Estate planning is the act of leaving a detailed instructional plan about how you want your assets distributed after you pass. Women, in particular, tend to overlook this aspect of their financial affairs, according to financial guru Suze Orman. This mistake may lead to unanticipated financial burdens for their children.
Your estate plan should include:
• A Will. This is a legal document that explains who should receive which of your assets. It also allows you to name guardians for your dependent children, which is crucial because the courts will decide what happens with your assets and children if you don’t have a will in place. You can also name an executor, the person who will be in charge of your estate which includes distributing your property, filing tax returns, and processing claims for creditors.
• Power of Attorney. When you name someone as power of attorney, this person has authority to manage your financial affairs if you are unable to do so.
• A Living Will. This is a statement of your wishes for the kind of life-sustaining medical intervention you want, or don’t want, in the event that you become unable to communicate.
• Healthcare Proxy. This authorizes someone you trust to make medical decision on your behalf. The living will and the healthcare proxy make up what’s called an “advanced health care directive.”

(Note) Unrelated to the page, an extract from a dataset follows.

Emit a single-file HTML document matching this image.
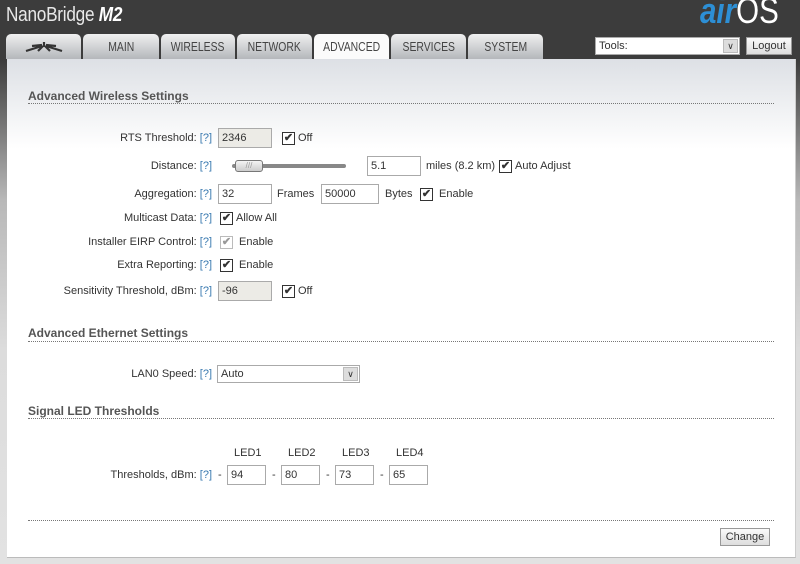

• Trust. For those who are concerned about how the assets are going to be distributed, it might make sense to have a trust in place. A trust is a legal entity that not only creates conditions by which assets will be distributed upon your death, but while you are alive. Under certain conditions, a trust names an individual(s) who will step into your shoes and handle your personal, financial and/or business affairs in the event you are unable to do so. A trust can also help minimize gift and estate taxes as well and finally, provides a cloak of privacy around your estate and its assets. A will on the other hand, if contested becomes a document viewable by the courts and by proxy the general public.
• (Term) Life Insurance Proceeds. Money from your estate — whether it be from bank accounts, trust assets, or property — may not be immediately available to your family and children to pay for their needs. However, mortgage payments, estate taxes, and school tuition may be due right away or before your assets are distributed. Life insurance will provide money to your beneficiaries shortly after your death. Beware, however, that if you have minor children and simply name them as beneficiaries on the policy, the money will be frozen until they turn 18. To make the funds quickly accessible, you will need to set up a trust as the beneficiary with instructions for how the money must be used.
The best way to protect your assets and ensure that your family is properly cared for is to take the time to create an estate plan. While it’s not necessarily an easy thing to do, it is a necessity and will offer peace of mind for you and those you love.